The first of the month kicked off the other sustainability event, BlackoUT. This program is an energy consumption competition between the on campus residence halls for the month of November.
“We have data from how much energy each hall used last year for the month of November, so we’ll be able to take this month and compare the two,” Mason said. “Because residence halls are different sizes and some have dining halls and things, the way to keep it even is to see who can reduce the energy the most from last year.”
BlackoUT started at the university a few years ago and Mason said previous savings have totaled about $14,000 per a month.
McCafferty said she remembers an earlier form of BlackoUT as a freshman but she felt it was not as well-organized as the updated version.

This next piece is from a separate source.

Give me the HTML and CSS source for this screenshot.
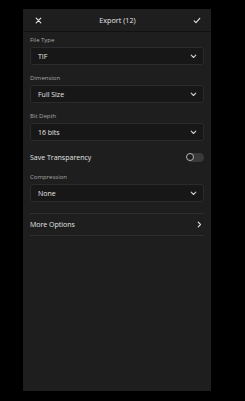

“It was not advertised very much and a lot of people didn’t know about it,” she said. “I think the ORL has done a really great job of advertising this year, and the program is more comprehensive than ever. There are more aspects to the event than just the energy saving competition, including quite a few educational programs, which is fantastic.”
McCafferty said she hopes the convenience of these events will encourage people to participate. “A lot of volunteer opportunities are off-campus, posing a problem for those without vehicles or those who don’t like to drive much, and a lot of volunteer events require several hours of dedication,” she said. “This is a great way to give back in a convenient place and for a short amount of time before starting the weekend.
McCafferty said she has seen the university’s sustainability initiatives improve greatly over the years, and she hopes to see that continue.
“It is now crucial that we don’t lose that momentum - we need to keep moving forward with sustainability initiatives, both by improving and expanding the things I’ve already mentioned, and by constantly coming up with new ideas for new initiatives to get students involved in,” she said.